Manche Dim Sum waren unspektakulär, manche unaufgeregt lecker, manche überraschten uns sehr positiv. Die mit Roter Beete, Fenchel und Zucchini etwa oder die mit Blumenkohl, Aprikose und Chicorée. Beide waren eigen im Geschmack, aber saftig und köstlich. Die Dim Sum mit Schweinsbraten, das signature dish also, gefielen uns nicht, sie waren bei diesem wie beim nächsten Besuch trocken.
Empfehlenswert war aber jedes Mal Rind. Wir aßen Rinderlendenstreifen in Minz-Zitronendressing (10,50), das sehr zart und karamellig daherkam, ein anderes Mal den Reisnudelsalat mit Rinderlende (9,50), wieder tadellos und zart.
Gerne hätten wir noch ein Dessert bestellt, aber einmal waren die Schoko-Bananen-Dim Sum aus, ein anderes Mal die Kokosbällchen.
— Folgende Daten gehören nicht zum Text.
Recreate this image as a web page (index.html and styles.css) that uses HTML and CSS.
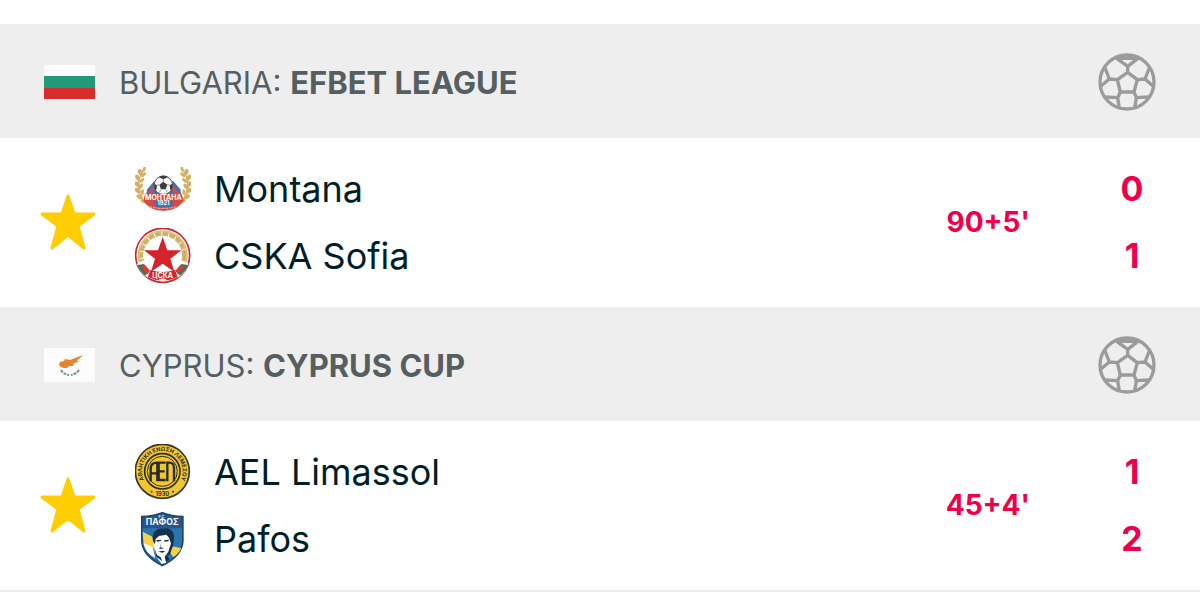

Übermorgen sei alles wieder da, hieß es. Warum denn erst übermorgen? Man bereite vor, schockfroste, dämpfe, frischer ginge es kaum. Uns hält das von einem weiteren Besuch nicht ab. Wenn man das "Fei Scho" als einzigartigen Imbiss mit sehr freundlicher Atmosphäre sieht, stören solche Holprigkeiten nicht so sehr.